Numerical study on the influence of injection pressure on the ignition and combustion of n-dodecane spray at cold-start conditions

In the present study, three-dimensional model coupled with reduced mechanism was performed to investigate the influence of injection pressure on the ignition and combustion of n-dodecane spray at cold-start conditions. Results show that spray flame exhibits distinct two-stage auto-ignition at cold-start conditions. As the injection pressure increases, the first-stage ignition delay (τ_i,1) decreases due to enhanced diffusion, and the cool flame moves downstream of the spray due to enhanced evaporation.
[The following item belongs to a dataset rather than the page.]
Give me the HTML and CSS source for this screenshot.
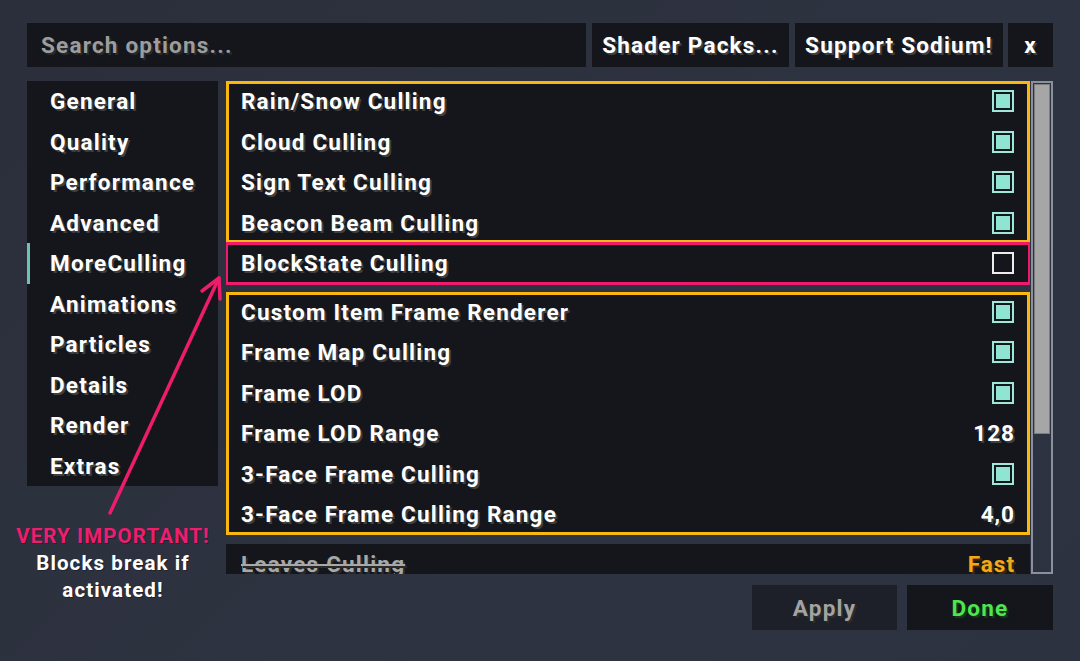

The local fuel concentration of the ignition site and the heat release from cool flame decrease, resulting in an increase of second-stage induction time (τ_i,2). The total ignition delay (IDT) decreases first and then increases due to the competition of the diffusion supported τ_i,1 and chemistry dominated τ_i,2, and the minimum IDT is obtained when the injection pressure is 80 MPa. The spray flame reaches its maximum energy output at injection pressure of 120 MPa due to the transfer of the combustion regime. In the non-premixed regime, the heat release benefits from high injection pressure due to the enhanced fuel air mixing. However, in the premixed regime, the heat release is affected by high injection pressure due to the declining mixture fraction which is below the stoichiometric one.